An injured Syrian man on the Syrian side of the Bab al-Hawa border crossing between Syria and Turkey waits with his child outside a hospital on December 16, 2016. Photo: AFP / Bulent Kilic
An injured Syrian man on the Syrian side of the Bab al-Hawa border crossing between Syria and Turkey waits with his child outside a hospital on December 16, 2016. Photo: AFP / Bulent Kilic

A particularly disturbing feature of the Syrian civil war, now more than six years old, has been the systematic targeting of medical facilities and personnel. Amid the extreme chaos, the country’s medical infrastructure has been among the worst hit.

Even though the Geneva Convention explicitly requires granting protection to personnel assigned to medical duties during conflicts, Syria’s healthcare infrastructure has been targeted deliberately throughout. Perhaps more shocking is that a 2015 report published by Nobel-winning NGO Physicians for Human Rights (PHR) held the regime’s Syrian Armed Forces responsible for more than 88% of recorded hospital bombings and 97 percent of medical personnel casualties, making theirs the worst concerted attack on healthcare in living memory.

Elise Baker, PHR’s chief Syria researcher, reveals that beyond the documented attacks on medical infrastructure “many more hospitals have closed due to insecurity or lack of support and many more medical personnel have fled the country in fear of their lives.”

Avi D’Souza, global communications director for the Union of Medical Care and Relief Organizations agrees, pointing out that medical staff are under constant fear of attack from all sides. Even civil defense emergency centres have been deliberately decimated, leading to delayed response times.

D’Souza is adamant, however, that voluntary rescue workers, having saved thousands of lives, will not be cowed down by the relentless onslaught. “They do extraordinary work and are used to improvising in order to save lives.”

Syrian activists claim their nation’s medical facilities were targeted more than 250 times in 2016, while a whopping 13,467 civilians were killed, including 2,577 children and 1,554 women.
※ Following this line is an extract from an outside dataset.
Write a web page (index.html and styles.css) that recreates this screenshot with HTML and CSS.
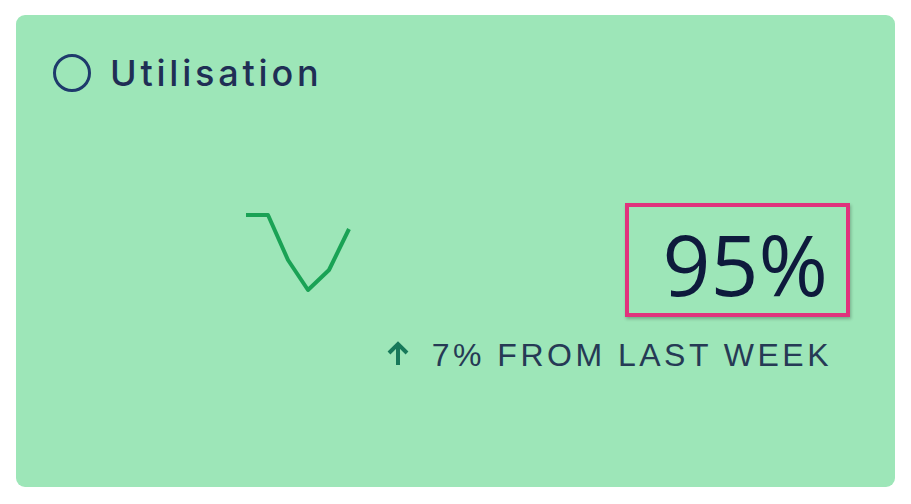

According to the World Health Organization (WHO), sustained bombing of Syria’s medical infrastructure has led almost two-thirds of its health professionals to leave the country, while domestic production of medicines has dropped by two-thirds and vaccination coverage has dipped by half, resulting in rising deaths from otherwise preventable diseases.

With over half the country’s public hospitals and primary healthcare centers either fully or partially closed, according to the WHO’s Syria Representative Elizabeth Hoffe, Russia’s 60-bed mobile emergency hospital capable of serving up to 200 outpatients is in great demand, in addition to services rendered by UN agencies and other NGOs.

However, without adequate healthcare Syrians will continue to suffer for a long time to come. The country is faced with a gigantic health crisis, the consequences of which are likely to last beyond the current generation.

“Most worryingly, a generation of Syrian children are at the risk of developing mental health disorders, as they will grow up knowing nothing but conflict”

As Baker puts it: “It will likely take decades to fully rebuild Syria’s collapsed medical infrastructure and retrain a generation of doctors, nurses and other medical professionals. But most worryingly, a generation of Syrian children are at the risk of developing mental health disorders, as they will grow up knowing nothing but conflict. Exposed to extreme violence and instability, and without sufficient access to healthcare, children in Syria will not only be left to suffer from treatable and preventable conditions, but also bear deep and permanent psychological scars.”

The psychological state of many refugee children currently living in Syria’s neighboring countries is a major concern for the UN Refugee Agency’s senior mental health specialist Pieter Ventevogel. While most feel distressed, disturbed and disoriented, many also suffer from anxiety and insomnia, unable to get over the horrors of the conflict they have endured.

While some children will continue to be affected psychologically, not everybody requires psychotherapy says Ventevogel, adding that “what is needed is a more comprehensive response that does not uniquely focus on counselling but on a range of mental health and psychosocial interventions, from simple ones like child-friendly spaces and support groups for parents to more specialized services.”